Following that sham of an Ozeki bout we got Mitsuki pulling down Takekaze almost from the word go. Sure, you take what is given but what about Ozeki pride? Giving the fans some love? Being a man? Course, some people like pulling down sumo. And some people like eating their own scabs.

Kaio saw Mitsuki win like a Brownie trooper so figured what the hell, why dont I do the same. Pulldown win in less than one second. Aminishiki has enough bad karma built up to lose this way for seven straight basho, but be that as it may, it bites hard cheese to have to watch it on Day One.

At least we were assured coming into the hAruMAfuji bout that we wouldnt see any pulldown attempts, because the sun will rise and set for many moons before Homasho gets beaten that way. hAruMAfuji shot out like a crossbow at tachi-ai, which he can do because everyone knows Homasho doesn’t henka. The Ozeki kept hitting hard at the chest and throat, but Homeboy resisted with that left leg forward, right leg back stance he is known for. After five seconds of this the Mongolian was able to grab a single arm, which he wrenched and twisted to swing Homasho around and out. It was either lose the bout or lose the use of that arm. An armbar used for a moment to segue to another move is one thing, but used for several seconds as the winning tactic is just dangerous, and so we list another bout under "Ozeki Sumo Id Rather Not See".

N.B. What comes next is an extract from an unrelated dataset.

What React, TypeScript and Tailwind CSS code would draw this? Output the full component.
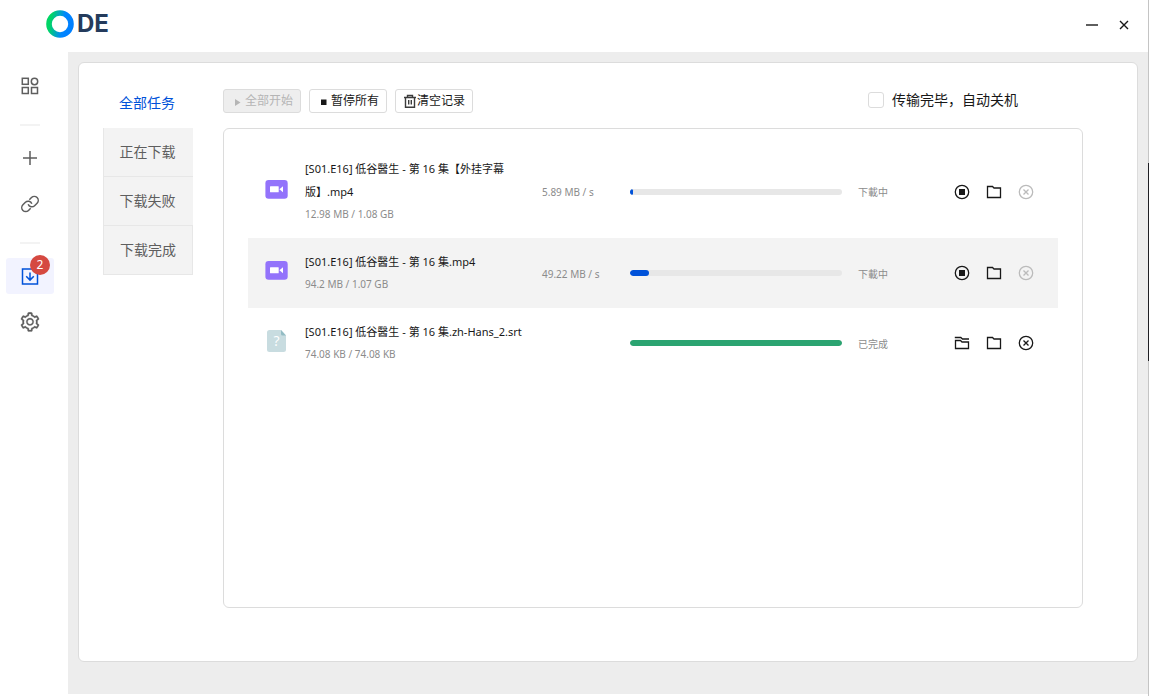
import React, { type ReactNode } from "react";
import { AiOutlineSetting } from "react-icons/ai";

type Task = {
  name: string;
  size: string;
  speed: string;
  percent: number;
  status: string;
  done: boolean;
  kind: "video" | "file";
};

const tasks: Task[] = [
  { name: "[S01.E16] 低谷醫生 - 第 16 集【外挂字幕版】.mp4", size: "12.98 MB / 1.08 GB", speed: "5.89 MB / s", percent: 1.4, status: "下載中", done: false, kind: "video" },
  { name: "[S01.E16] 低谷醫生 - 第 16 集.mp4", size: "94.2 MB / 1.07 GB", speed: "49.22 MB / s", percent: 9, status: "下載中", done: false, kind: "video" },
  { name: "[S01.E16] 低谷醫生 - 第 16 集.zh-Hans_2.srt", size: "74.08 KB / 74.08 KB", speed: "", percent: 100, status: "已完成", done: true, kind: "file" },
];

function Logo() {
  return (
    <div className="flex items-center gap-[3px]">
      <svg width="28" height="28" viewBox="0 0 28 28" aria-hidden="true">
        <defs>
          <linearGradient id="ring" x1="0" x2="1" y1="0.4" y2="0.6">
            <stop offset="0.05" stopColor="#00d566" />
            <stop offset="0.65" stopColor="#0086ff" />
            <stop offset="1" stopColor="#0080ff" />
          </linearGradient>
        </defs>
        <circle cx="14" cy="14" r="11" fill="none" stroke="url(#ring)" strokeWidth="5.6" />
      </svg>
      <span className="[font-family:Inter,sans-serif] text-2xl leading-7 font-bold text-[#243b5c]">DE</span>
    </div>
  );
}

function GridIcon() {
  return (
    <svg width="18" height="18" viewBox="0 0 18 18" fill="none" stroke="currentColor" strokeWidth="1.5" aria-hidden="true">
      <rect x="1.3" y="1.3" width="6" height="6" />
      <circle cx="13.5" cy="4.5" r="3.2" />
      <rect x="1.3" y="10.5" width="6" height="6" />
      <rect x="10.5" y="10.5" width="6" height="6" />
    </svg>
  );
}

function PlusIcon() {
  return (
    <svg width="18" height="18" viewBox="0 0 18 18" fill="none" stroke="currentColor" strokeWidth="1.5" aria-hidden="true">
      <path d="M9 2v14M2 9h14" />
    </svg>
  );
}

function ChainIcon() {
  return (
    <svg width="20" height="20" viewBox="0 0 24 24" fill="none" stroke="currentColor" strokeWidth="1.8" aria-hidden="true">
      <path d="M9.800 12.200a4.700 4.700 0 0 0 7.700 1.800l3-3a4.700 4.700 0 0 0-6.700-6.700L11.200 7" />
      <path d="M14.200 11.800a4.700 4.700 0 0 0-7.700-1.800l-3 3a4.700 4.700 0 0 0 6.700 6.700L12.800 17" />
    </svg>
  );
}

function DownloadIcon() {
  return (
    <svg width="18" height="18" viewBox="0 0 18 18" fill="none" stroke="currentColor" strokeWidth="1.5" aria-hidden="true">
      <rect x="1.5" y="2" width="15" height="15" />
      <path d="M9 5.5V13M5.2 9.3 9 13.1l3.8-3.8" />
    </svg>
  );
}

function VideoIcon() {
  return (
    <svg width="23" height="20" viewBox="0 0 23 20" aria-hidden="true">
      <rect x="0.4" y="0" width="22.3" height="18.7" rx="3.2" fill="#9373fb" />
      <rect x="5" y="6.3" width="8.7" height="6" rx="0.5" fill="#fff" />
      <path d="M14.4 9.3 18 6.3v6z" fill="#fff" />
    </svg>
  );
}

function UnknownFileIcon() {
  return (
    <svg width="23" height="23" viewBox="0 0 23 23" aria-hidden="true">
      <path d="M4.5 0H16l5 5.500v14a2.500 2.500 0 0 1-2.500 2.500h-14A2.500 2.500 0 0 1 2 19.500v-17A2.500 2.500 0 0 1 4.500 0z" fill="#c8dce0" />
      <path d="M16 0 21 5.500h-3.500A1.500 1.500 0 0 1 16 4z" fill="#93bcc4" />
      <text x="11.5" y="16" textAnchor="middle" fontSize="14" fill="#fff" fontFamily="Open Sans">?</text>
    </svg>
  );
}

function StopIcon() {
  return (
    <svg width="16" height="16" viewBox="0 0 16 16" aria-hidden="true">
      <circle cx="8" cy="8" r="6.7" fill="none" stroke="currentColor" strokeWidth="1.3" />
      <rect x="5" y="5" width="6" height="6" fill="currentColor" />
    </svg>
  );
}

function FolderIcon() {
  return (
    <svg width="16" height="16" viewBox="0 0 16 16" fill="none" stroke="currentColor" strokeWidth="1.3" aria-hidden="true">
      <path d="M1.5 2.5h5L8 4h6.500v9.500h-13z" />
    </svg>
  );
}

function OpenFolderIcon() {
  return (
    <svg width="16" height="16" viewBox="0 0 16 16" fill="none" stroke="currentColor" strokeWidth="1.3" aria-hidden="true">
      <path d="M.8 2.5h6L8.500 4h6.500" />
      <path d="M1.5 5.5h5L8 7h6.500v6.500h-13z" />
    </svg>
  );
}

function RemoveIcon() {
  return (
    <svg width="16" height="16" viewBox="0 0 16 16" fill="none" stroke="currentColor" strokeWidth="1.3" aria-hidden="true">
      <circle cx="8" cy="8" r="6.7" />
      <path d="m5.500 5.500 5 5M10.500 5.500l-5 5" />
    </svg>
  );
}

function TrashIcon() {
  return (
    <svg width="14" height="14" viewBox="0 0 14 14" fill="none" stroke="#3c3c3c" strokeWidth="1.4" aria-hidden="true">
      <path d="M2 3.500h12M5.500 3.500v-2h5v2M3.500 3.500v9.800h9V3.500M6.700 6v4.500M9.300 6v4.500" />
    </svg>
  );
}

function NavButton({ label, active, badge, children }: { label: string; active?: boolean; badge?: number; children: ReactNode }) {
  return (
    <button
      type="button"
      aria-label={label}
      className={
        active
          ? "relative flex h-9 w-12 items-center justify-center rounded-[3px] bg-[#f2f3ff] text-[#0052d9]"
          : "relative flex h-9 w-12 items-center justify-center rounded-[3px] text-[#5e5e5e]"
      }
    >
      {children}
      {badge !== undefined && (
        <span className="absolute -top-[3px] right-1 flex size-5 items-center justify-center rounded-full bg-[#d54941] text-xs text-white">
          {badge}
        </span>
      )}
    </button>
  );
}

function ToolButton({ icon, disabled, children }: { icon: ReactNode; disabled?: boolean; children: ReactNode }) {
  return (
    <button
      type="button"
      disabled={disabled}
      className="flex h-6 w-[78px] items-center justify-end rounded-[3px] border border-[#dcdcdc] bg-white pr-[7px] text-xs whitespace-nowrap text-[#181818] disabled:bg-[#eeeeee] disabled:text-[#b5b5b5]"
    >
      <span className="flex w-4 items-center justify-center">{icon}</span>
      {children}
    </button>
  );
}

function TaskRow({ task, highlighted }: { task: Task; highlighted: boolean }) {
  return (
    <li className={highlighted ? "flex items-center bg-[#f3f3f3] py-3 pr-6 pl-[17px]" : "flex items-center py-3 pr-6 pl-[17px]"}>
      <div className="w-10 shrink-0 pb-1">{task.kind === "video" ? <VideoIcon /> : <UnknownFileIcon />}</div>
      <div className="w-[237px] shrink-0 leading-[23px]">
        <p className="w-[230px] text-[11px] text-[#181818]">{task.name}</p>
        <p className="text-[10px] text-[#8b8b8b]">{task.size}</p>
      </div>
      <div className="w-[88px] shrink-0 pt-0.5 text-[10px] text-[#8b8b8b]">{task.speed}</div>
      <div
        role="progressbar"
        aria-label={task.name}
        aria-valuenow={task.percent}
        className="h-1.5 min-w-0 flex-1 overflow-hidden rounded-full bg-[#e7e7e7]"
      >
        <div
          className={task.done ? "h-full rounded-full bg-[#2ba471]" : "h-full rounded-full bg-[#0052d9]"}
          style={{ width: `${task.percent}%` }}
        />
      </div>
      <div className="ml-4 w-24 shrink-0 pt-0.5 text-[10px] text-[#8b8b8b]">{task.status}</div>
      <div className="flex shrink-0 gap-4 text-[#181818]">
        <button type="button" aria-label={task.done ? "打开文件" : "暂停"}>
          {task.done ? <OpenFolderIcon /> : <StopIcon />}
        </button>
        <button type="button" aria-label="打开文件夹">
          <FolderIcon />
        </button>
        <button type="button" aria-label="移除" disabled={!task.done} className="disabled:text-[#bbbbbb]">
          <RemoveIcon />
        </button>
      </div>
    </li>
  );
}

export default function App() {
  return (
    <div className="flex min-h-screen bg-white font-['Noto_Sans','Noto_Sans_CJK_SC',sans-serif] text-[#181818]">
      <div className="flex min-w-0 flex-1 flex-col pb-0.5">
        <header className="flex h-[52px] items-center justify-between pr-4 pb-1 pl-[46px]">
          <Logo />
          <div className="flex gap-4 pt-0.5">
            <button type="button" aria-label="最小化">
              <svg width="16" height="16" viewBox="0 0 16 16" aria-hidden="true">
                <path d="M2 8h12" stroke="#5e5e5e" strokeWidth="2" />
              </svg>
            </button>
            <button type="button" aria-label="关闭">
              <svg width="16" height="16" viewBox="0 0 16 16" aria-hidden="true">
                <path d="m4 4 8 8M12 4l-8 8" stroke="#181818" strokeWidth="1.4" />
              </svg>
            </button>
          </div>
        </header>

        <div className="flex flex-1">
          <nav aria-label="主菜单" className="flex w-[68px] shrink-0 flex-col pt-4 pl-1.5">
            <NavButton label="首页"><GridIcon /></NavButton>
            <hr className="mt-5 mb-3.5 ml-3.5 w-5 border-t-2 border-[#f3f3f3]" />
            <div className="flex flex-col gap-2.5">
              <NavButton label="新建"><PlusIcon /></NavButton>
              <NavButton label="链接"><ChainIcon /></NavButton>
            </div>
            <hr className="mt-5 mb-3.5 ml-3.5 w-5 border-t-2 border-[#f3f3f3]" />
            <div className="flex flex-col gap-2.5">
              <NavButton label="下载" active badge={2}><DownloadIcon /></NavButton>
              <NavButton label="设置"><AiOutlineSetting size={22} stroke="currentColor" strokeWidth={12} /></NavButton>
            </div>
          </nav>

          <main className="flex min-w-0 flex-1 bg-[#ededed] px-2.5 pt-2.5 pb-8">
            <section className="flex min-w-0 flex-1 gap-[30px] rounded-md border border-[#dcdcdc] bg-white pl-6">
              <div className="flex w-[90px] shrink-0 flex-col pt-4 text-sm">
                <button type="button" className="h-[49px] pr-0.5 pb-0.5 text-[#0052d9]">全部任务</button>
                <button type="button" className="h-[49px] border-b border-l border-[#e7e7e7] bg-[#f3f3f3] pr-0.5 text-[#5e5e5e]">正在下载</button>
                <button type="button" className="h-[49px] border-b border-l border-[#e7e7e7] bg-[#f3f3f3] pr-0.5 text-[#5e5e5e]">下载失败</button>
                <button type="button" className="h-[49px] border-r border-b border-l border-[#e7e7e7] bg-[#f3f3f3] text-[#5e5e5e]">下载完成</button>
              </div>

              <div className="flex min-w-0 flex-1 flex-col pr-[54px] pb-[53px]">
                <div className="flex h-[65px] shrink-0 items-center justify-between pt-2.5 pr-[65px]">
                  <div className="flex gap-2">
                    <ToolButton
                      disabled
                      icon={<svg width="8" height="10" viewBox="0 0 8 10" aria-hidden="true"><path d="M2 3v7l5.500-3.500z" fill="currentColor" /></svg>}
                    >
                      全部开始
                    </ToolButton>
                    <ToolButton
                      icon={<svg width="8" height="10" viewBox="0 0 8 10" aria-hidden="true"><rect x="2" y="3.500" width="5.500" height="5.500" fill="currentColor" /></svg>}
                    >
                      暂停所有
                    </ToolButton>
                    <ToolButton icon={<TrashIcon />}>清空记录</ToolButton>
                  </div>
                  <label className="flex items-center gap-2 pb-0.5 text-sm">
                    <input type="checkbox" className="size-4 appearance-none rounded-[3px] border border-[#dcdcdc] bg-white checked:bg-[#0052d9]" />
                    传输完毕，自动关机
                  </label>
                </div>

                <div className="flex-1 rounded-md border border-[#dcdcdc] px-6 py-4">
                  <ul>
                    {tasks.map((task, i) => (
                      <TaskRow key={task.name} task={task} highlighted={i % 2 === 1} />
                    ))}
                  </ul>
                </div>
              </div>
            </section>
          </main>
        </div>
      </div>

      <div className="flex w-px shrink-0 flex-col bg-[#c4c4c4] pt-[163px]">
        <div className="h-[198px] bg-[#1f1f24]" />
      </div>
    </div>
  );
}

So it was up to the Great One, the White European Superman, UberOzeki and Mightiest of the Mighty (sorry, Clancy here, Martin said he had to use the computer for a second and so I ran to the head). Kotooshu was up next vs. Father Goeido Sarducci, who hit hard and low while circling to the left, and it was all the big Bulgar could do to keep up with the shin-Sekiwake as they torqued about the ring for less than two seconds before the Ozeki hit the dirt. Nothing dirty here in case you read on subsequent days that it was. Goeido did move his feet to the left, but he was clasped tightly with Kotooshu the entire time. The Ozeki over commits, something Hakuho would never do, but maybe that’s because the Yokozuna doesnt need to.

Asa led off with a resounding harite slap to Kakuryu, but this is one Kak who doesnt mind being slapped (come to think of it, does ANY kak mind being slapped?) He came in close to the Yokozuna and after a bit of tussle Genghis got the outside right belt, inside left belt. Instant death, you say? Well, we all thought so, and when Asa lifted his Kak and dangled it in the air, I cringed. I could see the climax was going to be pornographically horrific, like Miyabiyama getting slammed down in the bad old days. 

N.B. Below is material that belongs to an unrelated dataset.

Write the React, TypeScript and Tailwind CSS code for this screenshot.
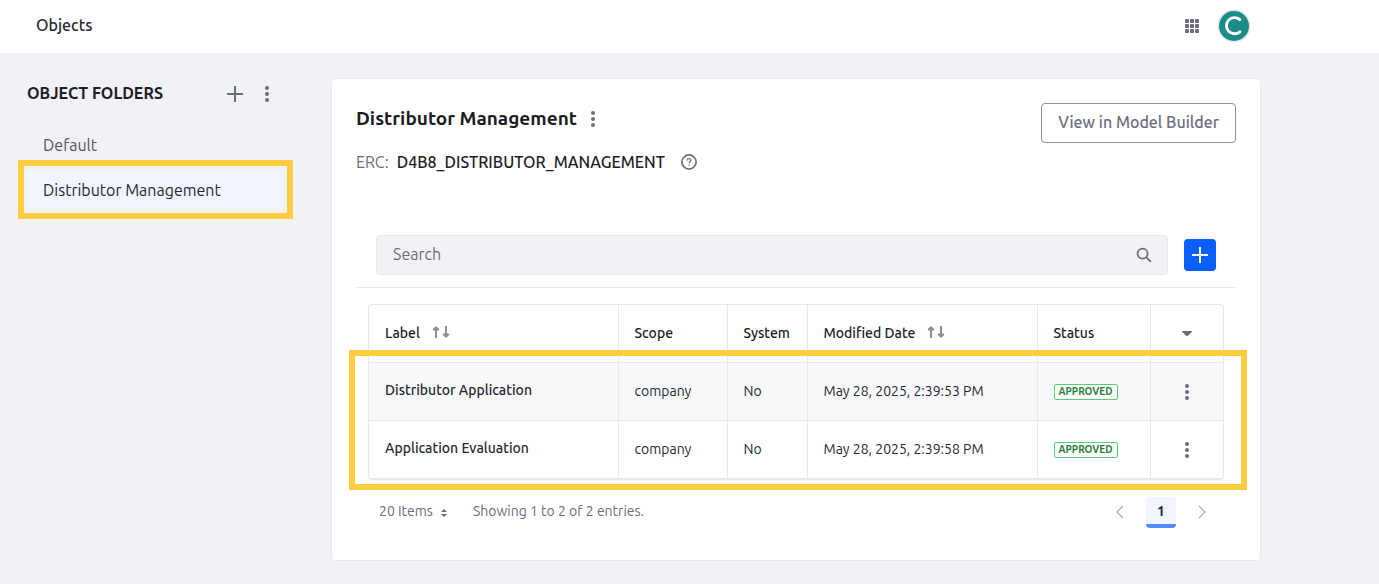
import type { ReactNode } from 'react'

interface ObjectEntry {
  label: string
  scope: string
  system: string
  modified: string
  status: string
}

const folders = ['Default', 'Distributor Management']

const entries: ObjectEntry[] = [
  {
    label: 'Distributor Application',
    scope: 'company',
    system: 'No',
    modified: 'May 28, 2025, 2:39:53 PM',
    status: 'Approved',
  },
  {
    label: 'Application Evaluation',
    scope: 'company',
    system: 'No',
    modified: 'May 28, 2025, 2:39:58 PM',
    status: 'Approved',
  },
]

function DotsIcon() {
  return (
    <svg className="h-4 w-4" viewBox="0 0 16 16" fill="currentColor" aria-hidden="true">
      <circle cx="8" cy="2" r="2" />
      <circle cx="8" cy="8" r="2" />
      <circle cx="8" cy="14" r="2" />
    </svg>
  )
}

function PlusIcon() {
  return (
    <svg className="h-4 w-4" viewBox="0 0 16 16" fill="currentColor" aria-hidden="true">
      <path d="M7 0h2v7h7v2H9v7H7V9H0V7h7z" />
    </svg>
  )
}

function GridIcon() {
  return (
    <svg className="h-4 w-4" viewBox="0 0 16 16" fill="currentColor" aria-hidden="true">
      {[1, 6, 11].map((y) =>
        [1, 6, 11].map((x) => <rect key={`${x}-${y}`} x={x} y={y} width="4" height="4" rx="0.8" />),
      )}
    </svg>
  )
}

function HelpIcon() {
  return (
    <svg className="h-4 w-4" viewBox="0 0 16 16" fill="none" stroke="currentColor" aria-hidden="true">
      <circle cx="8" cy="8" r="7.1" strokeWidth="1.7" />
      <path d="M6.2 6.5c0-2.4 3.6-2.3 3.6-.2 0 1.3-1.7 1.3-1.7 2.7" strokeWidth="1.3" />
      <circle cx="8.1" cy="11" r="0.8" fill="currentColor" stroke="none" />
    </svg>
  )
}

function SearchIcon() {
  return (
    <svg className="h-4 w-4" viewBox="0 0 16 16" fill="none" stroke="currentColor" aria-hidden="true">
      <circle cx="6.6" cy="6.6" r="5" strokeWidth="1.8" />
      <path d="M10.2 10.2l4.6 4.6" strokeWidth="1.8" />
    </svg>
  )
}

function SortIcon() {
  return (
    <svg className="h-3 w-[18px] text-[#8c8c92]" viewBox="0 0 18 12" fill="currentColor" aria-hidden="true">
      <path d="M4 0l3.4 3.2-.7 1.4H5V12H3V4.6H1.3L.6 3.2z" />
      <path d="M14 12l-3.4-3.2.7-1.4H13V0h2v7.4h1.7l.7 1.4z" />
    </svg>
  )
}

function ChevronIcon({ flip }: { flip?: boolean }) {
  return (
    <svg className="h-4 w-4" viewBox="0 0 16 16" fill="none" stroke="currentColor" aria-hidden="true">
      <path d={flip ? 'M5 2l6 6-6 6' : 'M11 2L5 8l6 6'} strokeWidth="1.4" />
    </svg>
  )
}

function IconButton({ label, children }: { label: string; children: ReactNode }) {
  return (
    <button
      type="button"
      aria-label={label}
      className="flex h-8 w-8 shrink-0 items-center justify-center rounded text-[#6b6c7e]"
    >
      {children}
    </button>
  )
}

function HeaderCell({ children, sortable }: { children: ReactNode; sortable?: boolean }) {
  return (
    <th scope="col" className="border-l border-[#e7e7ed] px-4 font-medium first:border-l-0">
      <div className="flex items-center gap-3">
        {children}
        {sortable && (
          <button type="button" aria-label="Sort" className="pb-0.5">
            <SortIcon />
          </button>
        )}
      </div>
    </th>
  )
}

function TopBar() {
  return (
    <header className="bg-white">
      <div className="flex h-[53px] max-w-[1260px] items-center justify-between pr-2 pb-0.5 pl-9">
        <h1 className="pb-0.5 text-base font-medium text-[#272833]">Objects</h1>
        <div className="flex items-center gap-2">
          <IconButton label="Applications">
            <GridIcon />
          </IconButton>
          <button
            type="button"
            aria-label="User menu"
            className="flex h-9 w-9 items-center justify-center rounded-full"
          >
            <svg className="h-[34px] w-[34px]" viewBox="0 0 34 34" fill="none" aria-hidden="true">
              <circle cx="17" cy="17" r="16.5" fill="#e4e6ea" />
              <circle cx="17" cy="17" r="15" fill="#1c8c8a" />
              <path
                d="M22.9 10.6a8.1 8.1 0 1 0 0 12.2"
                stroke="#fff"
                strokeWidth="2.9"
                strokeLinecap="round"
              />
            </svg>
          </button>
        </div>
      </div>
    </header>
  )
}

function Sidebar() {
  return (
    <aside className="w-[307px] shrink-0 pr-12">
      <div className="flex items-center justify-between pl-[3px]">
        <h2 className="pb-0.5 text-base font-semibold text-[#1c1c24] uppercase">Object Folders</h2>
        <div className="flex">
          <IconButton label="Add object folder">
            <PlusIcon />
          </IconButton>
          <IconButton label="Folder actions">
            <DotsIcon />
          </IconButton>
        </div>
      </div>
      <nav className="relative mt-4 flex flex-col gap-[5px] pl-[3px]">
        {folders.map((folder, i) => (
          <a
            key={folder}
            href="#"
            className={
              i === 1
                ? 'flex h-10 items-center rounded bg-[#f0f5ff] px-4 pb-0.5 text-base text-[#272833]'
                : 'flex h-10 items-center rounded px-4 pb-0.5 text-base text-[#54555f]'
            }
          >
            {folder}
          </a>
        ))}
        <div className="pointer-events-none absolute -right-[10px] -bottom-2 -left-[6px] h-[59px] border-6 border-[#ffcd3f]" />
      </nav>
    </aside>
  )
}

function ObjectTable() {
  return (
    <div className="relative mx-3 mt-4">
      <div className="overflow-hidden rounded border border-b-2 border-[#e7e7ed]">
        <table className="w-full table-fixed text-left text-sm text-[#272833]">
          <colgroup>
            <col />
            <col className="w-[109px]" />
            <col className="w-[80px]" />
            <col className="w-[230px]" />
            <col className="w-[113px]" />
            <col className="w-[73px]" />
          </colgroup>
          <thead>
            <tr className="h-[57px] text-[#1c1c24]">
              <HeaderCell sortable>Label</HeaderCell>
              <HeaderCell>Scope</HeaderCell>
              <HeaderCell>System</HeaderCell>
              <HeaderCell sortable>Modified Date</HeaderCell>
              <HeaderCell>Status</HeaderCell>
              <th scope="col" className="border-l border-[#e7e7ed]">
                <button
                  type="button"
                  aria-label="Columns"
                  className="mx-auto flex h-8 w-8 items-center justify-center text-[#6b6c7e]"
                >
                  <svg className="h-4 w-4" viewBox="0 0 16 16" fill="currentColor" aria-hidden="true">
                    <path d="M3.6 6h8.8c.6 0 .8.6.4 1l-4 3.7c-.5.4-1.1.4-1.6 0L3.2 7c-.4-.4-.2-1 .4-1z" />
                  </svg>
                </button>
              </th>
            </tr>
          </thead>
          <tbody>
            {entries.map((entry) => (
              <tr key={entry.label} className="h-[58px] border-t border-[#e7e7ed] odd:bg-[#f7f8fa]">
                <td className="px-4 pb-0.5 font-medium">
                  <a href="#">{entry.label}</a>
                </td>
                <td className="border-l border-[#e7e7ed] px-4">{entry.scope}</td>
                <td className="border-l border-[#e7e7ed] px-4">{entry.system}</td>
                <td className="border-l border-[#e7e7ed] px-4">{entry.modified}</td>
                <td className="border-l border-[#e7e7ed] px-4 pt-0.5">
                  <span className="flex h-4 w-fit items-center rounded-xs border border-[#5aca75] bg-white px-1 text-[10px] font-semibold text-[#287d3c] uppercase">
                    {entry.status}
                  </span>
                </td>
                <td className="border-l border-[#e7e7ed] pt-0.5">
                  <div className="flex justify-center">
                    <IconButton label={`Actions for ${entry.label}`}>
                      <DotsIcon />
                    </IconButton>
                  </div>
                </td>
              </tr>
            ))}
          </tbody>
        </table>
      </div>
      <div className="pointer-events-none absolute -right-[23px] -left-[19px] top-[46px] -bottom-[10px] border-6 border-[#ffcd3f]" />
    </div>
  )
}

function Pagination() {
  return (
    <div className="mx-3 mt-4 flex items-center justify-between pr-1.5 pl-[11px] text-sm text-[#6b6c7e]">
      <div className="flex items-center gap-[26px] pb-0.5">
        <button type="button" className="flex items-center gap-2">
          20 Items
          <svg className="mt-1 h-2 w-1.5" viewBox="0 0 6 8" fill="currentColor" aria-hidden="true">
            <path d="M3 0l3 3H0zM0 5h6L3 8z" />
          </svg>
        </button>
        <p>Showing 1 to 2 of 2 entries.</p>
      </div>
      <div className="flex items-center gap-2.5">
        <IconButton label="Previous page">
          <span className="text-[#b1b2bd]">
            <ChevronIcon />
          </span>
        </IconButton>
        <button
          type="button"
          aria-current="page"
          className="h-[31px] w-[30px] rounded border-b-4 border-[#528bff] bg-[#f0f5ff] pt-0.5 font-semibold text-[#272833]"
        >
          1
        </button>
        <IconButton label="Next page">
          <span className="text-[#b1b2bd]">
            <ChevronIcon flip />
          </span>
        </IconButton>
      </div>
    </div>
  )
}

function FolderPanel() {
  return (
    <main className="min-w-0 flex-1 rounded border border-[#e7e7ed] bg-white p-6 pb-8">
      <div className="flex items-start justify-between">
        <div>
          <div className="flex items-center">
            <h2 className="pb-0.5 text-[19px] leading-7 font-semibold text-[#1c1c24]">
              Distributor Management
            </h2>
            <IconButton label="Folder options">
              <DotsIcon />
            </IconButton>
          </div>
          <div className="mt-[11px] flex items-center gap-2 text-base">
            <span className="text-[#6b6c7e]">ERC:</span>
            <strong className="font-medium text-[#1c1c24]">D4B8_DISTRIBUTOR_MANAGEMENT</strong>
            <IconButton label="About ERC">
              <HelpIcon />
            </IconButton>
          </div>
        </div>
        <button
          type="button"
          className="h-10 rounded border border-[#8f8fa0] px-4 pb-0.5 text-base font-medium text-[#6b6c7e]"
        >
          View in Model Builder
        </button>
      </div>
      <div className="mt-[57px] flex items-center gap-4 border-b border-[#e7e7ed] px-5 pb-3">
        <div className="flex h-10 flex-1 items-center rounded border border-[#e7e7ed] bg-[#f1f2f5] pr-[7px] pl-4">
          <input
            type="search"
            aria-label="Search"
            placeholder="Search"
            className="min-w-0 flex-1 pb-0.5 text-base outline-none placeholder:text-[#6b6c7e]"
          />
          <IconButton label="Submit search">
            <SearchIcon />
          </IconButton>
        </div>
        <button
          type="button"
          aria-label="Add object"
          className="flex h-8 w-8 items-center justify-center rounded bg-[#0b5fff] text-white"
        >
          <PlusIcon />
        </button>
      </div>
      <ObjectTable />
      <Pagination />
    </main>
  )
}

export default function App() {
  return (
    <div className="min-h-screen bg-[#f1f2f5] font-['Ubuntu','Noto_Sans',sans-serif]">
      <TopBar />
      <div className="flex max-w-[1261px] items-start pt-[25px] pb-6 pl-6">
        <Sidebar />
        <FolderPanel />
      </div>
    </div>
  )
}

Now Asa likes to finish this move off by dumping the guy, and not by diving on top of him, and in this case the strategy backfired as Kak came down not only on his feet but in perfect position to ram forward. This caught Asa going backward and the Yokozuna had to spin around so he was facing out of the ring. It seemed to me that Kakuryu paused here and waited, and it makes me wonder what kind of senpai/kohai dynamic is at work with these two. Im not saying the fix was in by any means, but surely Asa gets the same kind of respect from most of the Mongolians that Kaio and Chiyotaikai get from the younger Japanese rikishi. Asa used the window of opportunity to lift his leg up between the Kaks legs and win by kotenage. Go ahead and look at it again, when Kak has Asa at the edge turned around, he leans forward, his legs stop chugging, and he just waits. Spicious!

In the final bout, Pete Sampras, I mean Hakuho, resisted a decent initial charge by Tochiohzan, then shook himself into a two-handed belt grip that spelled one thing for the shin-Komusubi. Can you guess what that one thing was? Yorikiri win. Dull as he is, Hakuho is a winner! 

Mario will be here tomorrow to correct any bad reads I may have made. See you on nakabi.